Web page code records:
+===+
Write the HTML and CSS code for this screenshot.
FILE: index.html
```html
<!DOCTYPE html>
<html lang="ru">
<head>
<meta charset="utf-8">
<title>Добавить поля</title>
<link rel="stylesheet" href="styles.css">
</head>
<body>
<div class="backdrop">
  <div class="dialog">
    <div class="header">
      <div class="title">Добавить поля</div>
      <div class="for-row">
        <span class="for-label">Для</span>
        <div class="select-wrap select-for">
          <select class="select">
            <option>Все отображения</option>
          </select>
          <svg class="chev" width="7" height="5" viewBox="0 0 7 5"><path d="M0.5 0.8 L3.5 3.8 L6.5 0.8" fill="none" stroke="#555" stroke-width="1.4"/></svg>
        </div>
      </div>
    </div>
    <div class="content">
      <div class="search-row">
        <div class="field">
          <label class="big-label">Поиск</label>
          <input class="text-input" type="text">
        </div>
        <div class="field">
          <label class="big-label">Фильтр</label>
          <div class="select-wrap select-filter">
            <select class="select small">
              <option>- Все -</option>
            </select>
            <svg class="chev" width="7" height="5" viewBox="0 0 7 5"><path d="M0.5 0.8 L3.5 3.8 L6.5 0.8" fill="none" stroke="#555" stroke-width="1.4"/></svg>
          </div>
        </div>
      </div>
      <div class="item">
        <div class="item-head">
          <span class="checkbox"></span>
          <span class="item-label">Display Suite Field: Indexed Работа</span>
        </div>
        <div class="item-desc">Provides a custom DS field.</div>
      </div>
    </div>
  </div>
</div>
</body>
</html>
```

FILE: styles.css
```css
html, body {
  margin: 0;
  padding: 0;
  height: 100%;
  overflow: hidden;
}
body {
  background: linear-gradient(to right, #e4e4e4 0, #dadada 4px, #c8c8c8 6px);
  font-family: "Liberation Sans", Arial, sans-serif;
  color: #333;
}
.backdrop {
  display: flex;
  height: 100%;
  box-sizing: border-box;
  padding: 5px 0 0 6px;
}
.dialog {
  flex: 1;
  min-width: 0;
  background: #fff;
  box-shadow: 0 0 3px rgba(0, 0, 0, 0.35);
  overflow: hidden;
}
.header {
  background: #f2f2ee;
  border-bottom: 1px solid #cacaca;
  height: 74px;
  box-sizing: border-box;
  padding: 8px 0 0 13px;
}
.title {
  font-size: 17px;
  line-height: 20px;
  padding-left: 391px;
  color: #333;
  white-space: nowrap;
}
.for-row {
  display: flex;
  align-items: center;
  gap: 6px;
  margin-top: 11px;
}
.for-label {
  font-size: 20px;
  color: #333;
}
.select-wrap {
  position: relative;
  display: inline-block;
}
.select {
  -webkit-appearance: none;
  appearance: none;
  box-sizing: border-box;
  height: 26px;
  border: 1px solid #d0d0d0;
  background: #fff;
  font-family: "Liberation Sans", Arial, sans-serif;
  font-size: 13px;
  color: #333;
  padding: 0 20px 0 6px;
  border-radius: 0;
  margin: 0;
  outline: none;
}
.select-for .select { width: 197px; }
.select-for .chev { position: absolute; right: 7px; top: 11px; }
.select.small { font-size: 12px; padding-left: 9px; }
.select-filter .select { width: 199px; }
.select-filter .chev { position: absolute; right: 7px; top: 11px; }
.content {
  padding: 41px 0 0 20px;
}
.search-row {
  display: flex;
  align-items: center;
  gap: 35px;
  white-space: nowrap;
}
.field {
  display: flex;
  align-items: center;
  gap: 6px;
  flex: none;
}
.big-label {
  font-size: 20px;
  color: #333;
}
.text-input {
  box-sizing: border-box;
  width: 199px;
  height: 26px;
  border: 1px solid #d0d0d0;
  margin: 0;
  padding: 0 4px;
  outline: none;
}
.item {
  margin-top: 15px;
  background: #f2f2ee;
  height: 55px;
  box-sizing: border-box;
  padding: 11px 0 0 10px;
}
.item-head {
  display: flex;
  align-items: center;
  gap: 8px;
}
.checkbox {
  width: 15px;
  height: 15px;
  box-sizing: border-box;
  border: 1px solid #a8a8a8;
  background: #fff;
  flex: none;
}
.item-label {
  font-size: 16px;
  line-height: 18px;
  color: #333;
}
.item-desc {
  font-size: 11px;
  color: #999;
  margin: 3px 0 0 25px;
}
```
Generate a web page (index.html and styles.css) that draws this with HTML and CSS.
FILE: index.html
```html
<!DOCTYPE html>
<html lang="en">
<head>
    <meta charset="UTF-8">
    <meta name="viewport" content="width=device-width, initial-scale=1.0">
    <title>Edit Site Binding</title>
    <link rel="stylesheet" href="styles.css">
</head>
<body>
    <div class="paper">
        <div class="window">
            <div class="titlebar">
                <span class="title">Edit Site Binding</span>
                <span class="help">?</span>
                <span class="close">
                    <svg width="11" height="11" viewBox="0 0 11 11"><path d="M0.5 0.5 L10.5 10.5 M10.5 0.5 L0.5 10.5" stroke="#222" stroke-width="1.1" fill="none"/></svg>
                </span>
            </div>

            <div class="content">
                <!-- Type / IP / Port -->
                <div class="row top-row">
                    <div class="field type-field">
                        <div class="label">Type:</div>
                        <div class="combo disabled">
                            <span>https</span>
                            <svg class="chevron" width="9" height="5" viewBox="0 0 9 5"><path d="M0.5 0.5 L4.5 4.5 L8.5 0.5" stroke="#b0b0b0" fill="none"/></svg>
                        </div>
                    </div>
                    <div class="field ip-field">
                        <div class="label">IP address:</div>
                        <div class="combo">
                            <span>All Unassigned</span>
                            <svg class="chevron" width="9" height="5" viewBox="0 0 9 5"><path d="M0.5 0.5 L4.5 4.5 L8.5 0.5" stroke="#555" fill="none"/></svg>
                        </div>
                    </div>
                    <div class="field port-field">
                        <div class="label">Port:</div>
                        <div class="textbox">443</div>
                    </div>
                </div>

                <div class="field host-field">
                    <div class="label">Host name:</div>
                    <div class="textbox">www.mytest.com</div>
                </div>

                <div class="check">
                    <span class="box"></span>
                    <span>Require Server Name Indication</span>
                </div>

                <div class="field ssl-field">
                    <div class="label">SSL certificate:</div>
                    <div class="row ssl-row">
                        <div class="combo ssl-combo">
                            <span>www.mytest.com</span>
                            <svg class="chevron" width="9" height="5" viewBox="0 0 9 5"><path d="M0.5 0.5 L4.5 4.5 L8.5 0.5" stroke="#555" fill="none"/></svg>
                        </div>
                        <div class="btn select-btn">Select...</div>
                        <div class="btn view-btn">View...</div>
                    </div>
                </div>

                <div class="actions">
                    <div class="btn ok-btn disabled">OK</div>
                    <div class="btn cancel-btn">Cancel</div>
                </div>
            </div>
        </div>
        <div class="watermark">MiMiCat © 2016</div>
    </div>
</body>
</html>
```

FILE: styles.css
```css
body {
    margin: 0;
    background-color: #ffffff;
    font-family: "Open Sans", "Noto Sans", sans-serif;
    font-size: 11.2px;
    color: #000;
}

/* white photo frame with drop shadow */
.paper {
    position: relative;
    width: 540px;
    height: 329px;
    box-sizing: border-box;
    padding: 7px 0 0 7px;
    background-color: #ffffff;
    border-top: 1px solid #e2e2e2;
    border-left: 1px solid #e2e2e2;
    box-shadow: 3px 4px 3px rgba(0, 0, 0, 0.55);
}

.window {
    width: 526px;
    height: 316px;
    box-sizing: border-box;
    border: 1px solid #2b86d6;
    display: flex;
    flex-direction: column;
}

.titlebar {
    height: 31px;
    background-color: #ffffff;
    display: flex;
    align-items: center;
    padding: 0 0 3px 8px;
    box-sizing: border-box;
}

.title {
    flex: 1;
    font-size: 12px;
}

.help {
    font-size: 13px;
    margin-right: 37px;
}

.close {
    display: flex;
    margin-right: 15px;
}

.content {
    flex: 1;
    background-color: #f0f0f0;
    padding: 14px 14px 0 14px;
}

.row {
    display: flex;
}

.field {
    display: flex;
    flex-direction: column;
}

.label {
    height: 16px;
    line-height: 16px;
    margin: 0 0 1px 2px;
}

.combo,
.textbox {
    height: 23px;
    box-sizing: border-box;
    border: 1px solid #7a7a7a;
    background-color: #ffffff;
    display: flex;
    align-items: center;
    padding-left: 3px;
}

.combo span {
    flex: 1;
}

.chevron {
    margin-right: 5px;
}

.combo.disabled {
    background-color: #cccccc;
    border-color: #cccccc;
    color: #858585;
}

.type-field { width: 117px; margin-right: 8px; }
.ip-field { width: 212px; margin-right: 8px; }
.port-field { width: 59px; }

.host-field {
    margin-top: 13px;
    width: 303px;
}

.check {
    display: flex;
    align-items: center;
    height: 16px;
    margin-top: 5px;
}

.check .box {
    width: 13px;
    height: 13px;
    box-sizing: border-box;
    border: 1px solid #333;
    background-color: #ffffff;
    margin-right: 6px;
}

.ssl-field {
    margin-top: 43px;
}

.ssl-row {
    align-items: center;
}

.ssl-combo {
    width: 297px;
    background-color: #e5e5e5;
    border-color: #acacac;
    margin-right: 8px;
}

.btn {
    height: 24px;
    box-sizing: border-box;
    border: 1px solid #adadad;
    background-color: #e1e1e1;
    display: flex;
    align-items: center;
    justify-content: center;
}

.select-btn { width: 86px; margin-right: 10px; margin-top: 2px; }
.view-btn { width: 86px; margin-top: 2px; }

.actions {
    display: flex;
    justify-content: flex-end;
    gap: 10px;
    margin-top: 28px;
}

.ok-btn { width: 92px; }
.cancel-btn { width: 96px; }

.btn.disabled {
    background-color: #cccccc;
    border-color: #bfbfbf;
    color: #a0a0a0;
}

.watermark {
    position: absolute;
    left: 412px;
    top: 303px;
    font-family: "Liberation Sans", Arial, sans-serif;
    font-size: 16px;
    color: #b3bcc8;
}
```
+===+
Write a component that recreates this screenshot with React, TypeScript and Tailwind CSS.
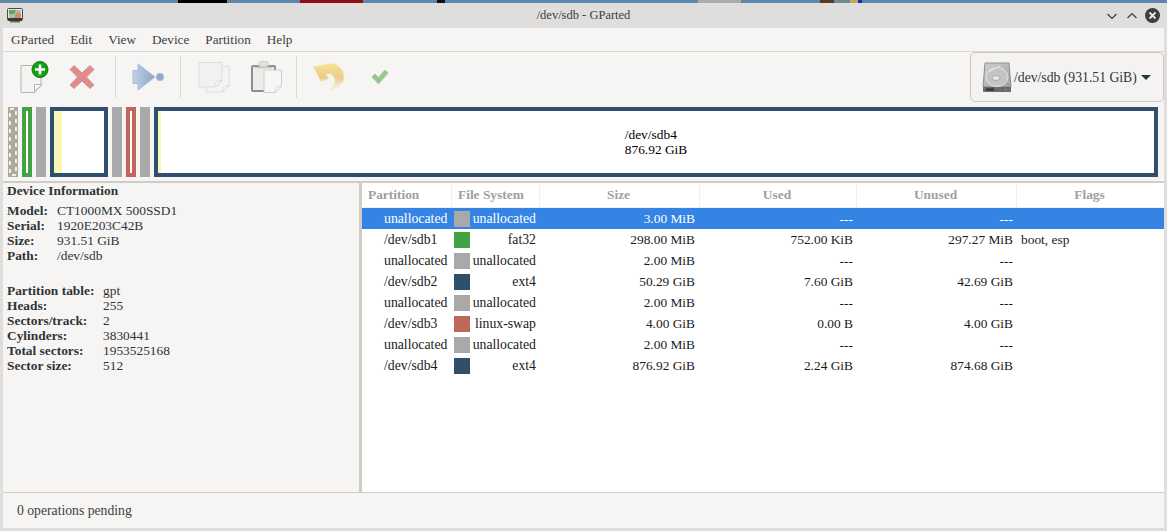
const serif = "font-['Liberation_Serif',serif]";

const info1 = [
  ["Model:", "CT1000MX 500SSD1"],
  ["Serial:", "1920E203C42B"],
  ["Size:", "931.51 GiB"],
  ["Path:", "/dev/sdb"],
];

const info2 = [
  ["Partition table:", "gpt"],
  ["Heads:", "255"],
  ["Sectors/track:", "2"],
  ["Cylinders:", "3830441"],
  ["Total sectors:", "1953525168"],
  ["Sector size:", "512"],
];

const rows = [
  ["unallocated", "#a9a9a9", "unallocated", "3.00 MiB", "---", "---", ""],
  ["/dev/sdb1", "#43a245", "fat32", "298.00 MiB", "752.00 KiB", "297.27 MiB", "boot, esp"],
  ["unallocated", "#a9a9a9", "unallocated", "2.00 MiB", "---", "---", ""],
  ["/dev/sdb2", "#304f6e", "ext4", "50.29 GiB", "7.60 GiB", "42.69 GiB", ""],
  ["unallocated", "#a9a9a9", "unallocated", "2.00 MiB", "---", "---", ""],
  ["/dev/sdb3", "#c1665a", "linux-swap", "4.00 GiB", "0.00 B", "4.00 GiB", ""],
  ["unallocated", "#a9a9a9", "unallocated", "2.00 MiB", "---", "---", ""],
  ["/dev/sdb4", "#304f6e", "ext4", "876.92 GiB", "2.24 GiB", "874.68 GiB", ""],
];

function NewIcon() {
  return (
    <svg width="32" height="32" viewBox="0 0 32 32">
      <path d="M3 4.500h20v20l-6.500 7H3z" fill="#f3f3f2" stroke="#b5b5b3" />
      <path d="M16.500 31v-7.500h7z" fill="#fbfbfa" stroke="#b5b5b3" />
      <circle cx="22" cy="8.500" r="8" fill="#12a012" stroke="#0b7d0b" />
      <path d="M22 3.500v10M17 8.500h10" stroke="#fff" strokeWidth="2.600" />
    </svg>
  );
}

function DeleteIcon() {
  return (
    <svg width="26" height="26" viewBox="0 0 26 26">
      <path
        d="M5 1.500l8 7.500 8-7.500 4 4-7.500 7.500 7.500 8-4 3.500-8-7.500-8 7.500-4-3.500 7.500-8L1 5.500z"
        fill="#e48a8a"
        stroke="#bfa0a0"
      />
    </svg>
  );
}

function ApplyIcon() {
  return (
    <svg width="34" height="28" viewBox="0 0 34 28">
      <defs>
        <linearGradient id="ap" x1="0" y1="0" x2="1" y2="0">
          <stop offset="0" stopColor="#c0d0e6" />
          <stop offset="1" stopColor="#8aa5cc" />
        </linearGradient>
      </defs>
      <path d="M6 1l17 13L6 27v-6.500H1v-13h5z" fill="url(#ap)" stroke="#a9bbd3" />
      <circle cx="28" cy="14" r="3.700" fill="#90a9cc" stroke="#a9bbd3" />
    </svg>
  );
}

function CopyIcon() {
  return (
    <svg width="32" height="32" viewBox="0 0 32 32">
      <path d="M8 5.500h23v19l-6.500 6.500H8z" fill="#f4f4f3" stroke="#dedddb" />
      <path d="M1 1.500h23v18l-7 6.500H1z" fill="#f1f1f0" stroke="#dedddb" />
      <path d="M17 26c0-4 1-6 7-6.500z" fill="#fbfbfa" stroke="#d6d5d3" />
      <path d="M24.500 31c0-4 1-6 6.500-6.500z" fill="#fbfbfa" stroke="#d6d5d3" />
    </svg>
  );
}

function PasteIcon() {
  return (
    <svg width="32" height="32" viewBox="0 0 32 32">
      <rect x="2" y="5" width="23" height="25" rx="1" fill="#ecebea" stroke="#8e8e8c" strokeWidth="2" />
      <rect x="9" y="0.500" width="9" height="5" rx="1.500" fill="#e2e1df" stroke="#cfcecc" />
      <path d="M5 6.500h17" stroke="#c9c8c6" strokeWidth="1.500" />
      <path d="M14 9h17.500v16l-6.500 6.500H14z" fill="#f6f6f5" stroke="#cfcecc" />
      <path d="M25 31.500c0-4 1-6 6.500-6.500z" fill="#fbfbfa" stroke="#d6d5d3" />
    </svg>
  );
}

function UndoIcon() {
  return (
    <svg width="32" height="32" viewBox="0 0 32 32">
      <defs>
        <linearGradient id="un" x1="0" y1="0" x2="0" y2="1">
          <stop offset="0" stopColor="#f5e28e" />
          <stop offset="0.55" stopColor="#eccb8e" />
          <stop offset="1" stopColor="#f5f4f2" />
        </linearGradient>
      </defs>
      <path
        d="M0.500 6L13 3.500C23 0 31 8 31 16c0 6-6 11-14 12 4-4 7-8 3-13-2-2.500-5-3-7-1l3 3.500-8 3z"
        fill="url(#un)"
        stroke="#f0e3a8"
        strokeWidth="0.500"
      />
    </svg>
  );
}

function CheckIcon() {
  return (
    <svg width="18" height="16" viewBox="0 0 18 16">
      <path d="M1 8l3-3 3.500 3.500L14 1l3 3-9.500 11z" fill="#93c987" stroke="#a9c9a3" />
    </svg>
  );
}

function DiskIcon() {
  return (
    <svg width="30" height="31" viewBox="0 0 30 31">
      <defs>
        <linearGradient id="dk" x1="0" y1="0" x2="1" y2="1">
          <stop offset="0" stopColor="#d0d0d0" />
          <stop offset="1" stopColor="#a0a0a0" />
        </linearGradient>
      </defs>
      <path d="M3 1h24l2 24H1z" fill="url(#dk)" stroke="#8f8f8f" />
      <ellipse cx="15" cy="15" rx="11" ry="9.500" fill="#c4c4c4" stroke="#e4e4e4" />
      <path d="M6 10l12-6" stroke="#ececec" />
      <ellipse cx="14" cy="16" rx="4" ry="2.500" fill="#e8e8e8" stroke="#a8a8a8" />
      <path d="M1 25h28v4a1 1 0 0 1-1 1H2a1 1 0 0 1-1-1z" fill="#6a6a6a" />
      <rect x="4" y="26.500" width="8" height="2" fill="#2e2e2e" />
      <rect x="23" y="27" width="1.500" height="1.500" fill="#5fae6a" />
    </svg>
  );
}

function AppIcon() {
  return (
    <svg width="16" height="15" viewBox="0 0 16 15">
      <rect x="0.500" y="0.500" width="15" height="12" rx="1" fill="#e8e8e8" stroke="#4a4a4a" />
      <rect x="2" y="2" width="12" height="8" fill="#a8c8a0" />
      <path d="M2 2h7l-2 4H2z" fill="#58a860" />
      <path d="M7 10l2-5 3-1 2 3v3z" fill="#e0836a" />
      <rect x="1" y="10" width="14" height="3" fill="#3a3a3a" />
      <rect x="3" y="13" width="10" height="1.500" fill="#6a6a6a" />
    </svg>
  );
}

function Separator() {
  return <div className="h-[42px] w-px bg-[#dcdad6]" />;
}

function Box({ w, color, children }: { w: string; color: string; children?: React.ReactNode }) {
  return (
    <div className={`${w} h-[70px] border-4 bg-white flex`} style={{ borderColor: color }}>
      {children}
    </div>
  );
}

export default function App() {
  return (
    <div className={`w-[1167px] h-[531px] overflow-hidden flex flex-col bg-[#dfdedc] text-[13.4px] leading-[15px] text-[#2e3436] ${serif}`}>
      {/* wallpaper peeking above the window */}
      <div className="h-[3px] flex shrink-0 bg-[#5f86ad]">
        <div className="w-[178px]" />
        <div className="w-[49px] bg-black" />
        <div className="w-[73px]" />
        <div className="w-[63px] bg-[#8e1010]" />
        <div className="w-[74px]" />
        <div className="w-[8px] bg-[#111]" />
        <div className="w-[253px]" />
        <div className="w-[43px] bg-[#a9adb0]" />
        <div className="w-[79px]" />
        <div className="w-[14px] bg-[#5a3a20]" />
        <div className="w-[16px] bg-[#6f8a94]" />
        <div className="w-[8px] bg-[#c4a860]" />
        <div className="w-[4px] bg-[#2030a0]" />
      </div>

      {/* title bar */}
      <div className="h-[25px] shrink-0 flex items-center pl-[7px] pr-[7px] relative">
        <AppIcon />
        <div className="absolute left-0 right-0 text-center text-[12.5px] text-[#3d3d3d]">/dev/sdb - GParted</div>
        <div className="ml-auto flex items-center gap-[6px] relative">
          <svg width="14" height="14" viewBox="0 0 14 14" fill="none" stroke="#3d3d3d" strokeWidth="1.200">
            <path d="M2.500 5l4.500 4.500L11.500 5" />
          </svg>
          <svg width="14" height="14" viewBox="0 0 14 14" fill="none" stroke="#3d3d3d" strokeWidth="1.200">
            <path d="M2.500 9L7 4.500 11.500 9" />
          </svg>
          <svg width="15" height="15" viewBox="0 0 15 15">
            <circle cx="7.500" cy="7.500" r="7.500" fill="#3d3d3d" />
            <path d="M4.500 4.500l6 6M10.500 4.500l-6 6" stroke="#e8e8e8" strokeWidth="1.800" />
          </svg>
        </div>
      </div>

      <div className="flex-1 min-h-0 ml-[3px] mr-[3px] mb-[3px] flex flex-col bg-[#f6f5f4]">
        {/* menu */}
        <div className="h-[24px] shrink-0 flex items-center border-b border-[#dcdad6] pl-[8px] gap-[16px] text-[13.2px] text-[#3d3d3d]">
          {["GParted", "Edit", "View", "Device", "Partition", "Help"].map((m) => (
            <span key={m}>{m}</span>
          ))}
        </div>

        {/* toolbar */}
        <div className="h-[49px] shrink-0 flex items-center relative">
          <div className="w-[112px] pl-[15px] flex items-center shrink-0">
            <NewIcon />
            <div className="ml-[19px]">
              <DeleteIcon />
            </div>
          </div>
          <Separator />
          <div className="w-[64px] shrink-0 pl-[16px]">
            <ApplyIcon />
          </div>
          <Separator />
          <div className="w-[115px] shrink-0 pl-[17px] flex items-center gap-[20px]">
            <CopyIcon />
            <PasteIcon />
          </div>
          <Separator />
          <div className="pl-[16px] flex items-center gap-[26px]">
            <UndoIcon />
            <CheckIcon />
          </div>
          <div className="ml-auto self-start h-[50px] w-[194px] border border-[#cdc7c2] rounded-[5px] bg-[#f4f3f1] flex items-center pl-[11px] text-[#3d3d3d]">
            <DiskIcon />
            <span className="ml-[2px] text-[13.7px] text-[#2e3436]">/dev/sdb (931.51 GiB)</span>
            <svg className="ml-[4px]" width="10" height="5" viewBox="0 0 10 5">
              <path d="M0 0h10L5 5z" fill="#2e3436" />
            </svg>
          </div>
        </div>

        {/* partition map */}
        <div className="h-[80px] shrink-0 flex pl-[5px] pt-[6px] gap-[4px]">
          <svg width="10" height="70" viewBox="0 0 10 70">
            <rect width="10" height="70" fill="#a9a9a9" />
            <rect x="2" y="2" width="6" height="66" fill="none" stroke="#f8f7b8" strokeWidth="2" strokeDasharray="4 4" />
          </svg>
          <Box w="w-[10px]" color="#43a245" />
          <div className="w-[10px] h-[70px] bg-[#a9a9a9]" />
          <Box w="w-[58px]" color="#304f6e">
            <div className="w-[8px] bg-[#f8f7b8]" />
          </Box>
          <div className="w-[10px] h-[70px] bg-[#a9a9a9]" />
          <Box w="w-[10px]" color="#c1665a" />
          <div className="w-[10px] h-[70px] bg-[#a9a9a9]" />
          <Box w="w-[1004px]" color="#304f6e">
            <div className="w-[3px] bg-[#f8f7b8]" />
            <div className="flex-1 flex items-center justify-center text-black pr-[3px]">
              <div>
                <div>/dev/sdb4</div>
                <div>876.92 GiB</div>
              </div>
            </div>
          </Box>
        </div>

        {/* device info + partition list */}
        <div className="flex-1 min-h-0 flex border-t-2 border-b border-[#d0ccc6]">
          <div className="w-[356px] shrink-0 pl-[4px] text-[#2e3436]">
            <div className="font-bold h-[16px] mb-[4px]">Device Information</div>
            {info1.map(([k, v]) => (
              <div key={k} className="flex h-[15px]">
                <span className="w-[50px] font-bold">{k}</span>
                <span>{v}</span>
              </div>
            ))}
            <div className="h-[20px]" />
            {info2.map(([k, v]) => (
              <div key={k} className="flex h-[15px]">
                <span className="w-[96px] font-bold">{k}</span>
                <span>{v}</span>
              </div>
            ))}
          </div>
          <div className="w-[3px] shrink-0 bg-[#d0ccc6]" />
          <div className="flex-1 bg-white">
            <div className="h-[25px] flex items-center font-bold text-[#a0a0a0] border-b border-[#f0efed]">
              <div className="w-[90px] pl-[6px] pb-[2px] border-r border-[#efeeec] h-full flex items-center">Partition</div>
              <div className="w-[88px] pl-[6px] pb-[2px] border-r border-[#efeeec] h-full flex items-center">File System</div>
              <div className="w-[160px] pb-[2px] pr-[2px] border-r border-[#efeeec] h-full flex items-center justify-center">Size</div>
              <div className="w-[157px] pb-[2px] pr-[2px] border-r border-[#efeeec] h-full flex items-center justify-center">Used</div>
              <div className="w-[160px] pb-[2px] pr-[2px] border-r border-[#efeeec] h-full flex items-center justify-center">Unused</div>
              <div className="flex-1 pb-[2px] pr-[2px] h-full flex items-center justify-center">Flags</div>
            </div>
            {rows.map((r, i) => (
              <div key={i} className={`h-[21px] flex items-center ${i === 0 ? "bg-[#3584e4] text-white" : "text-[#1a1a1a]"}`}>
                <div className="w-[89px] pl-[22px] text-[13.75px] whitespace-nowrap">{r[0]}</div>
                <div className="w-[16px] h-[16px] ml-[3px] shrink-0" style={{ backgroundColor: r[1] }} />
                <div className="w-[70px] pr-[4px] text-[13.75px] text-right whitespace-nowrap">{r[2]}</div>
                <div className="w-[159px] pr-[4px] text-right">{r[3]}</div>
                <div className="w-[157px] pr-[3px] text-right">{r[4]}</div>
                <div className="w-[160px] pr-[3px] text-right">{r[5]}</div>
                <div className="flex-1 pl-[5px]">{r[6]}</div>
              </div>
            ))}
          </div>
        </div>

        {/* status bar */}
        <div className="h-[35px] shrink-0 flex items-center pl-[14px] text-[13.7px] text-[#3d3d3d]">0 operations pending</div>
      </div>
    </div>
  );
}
+===+
• Work required
Show all lines from the records above where the word "styles" occurs.

• Finished answer
<link rel="stylesheet" href="styles.css">
FILE: styles.css
Generate a web page (index.html and styles.css) that draws this with HTML and CSS.
    <link rel="stylesheet" href="styles.css">
FILE: styles.css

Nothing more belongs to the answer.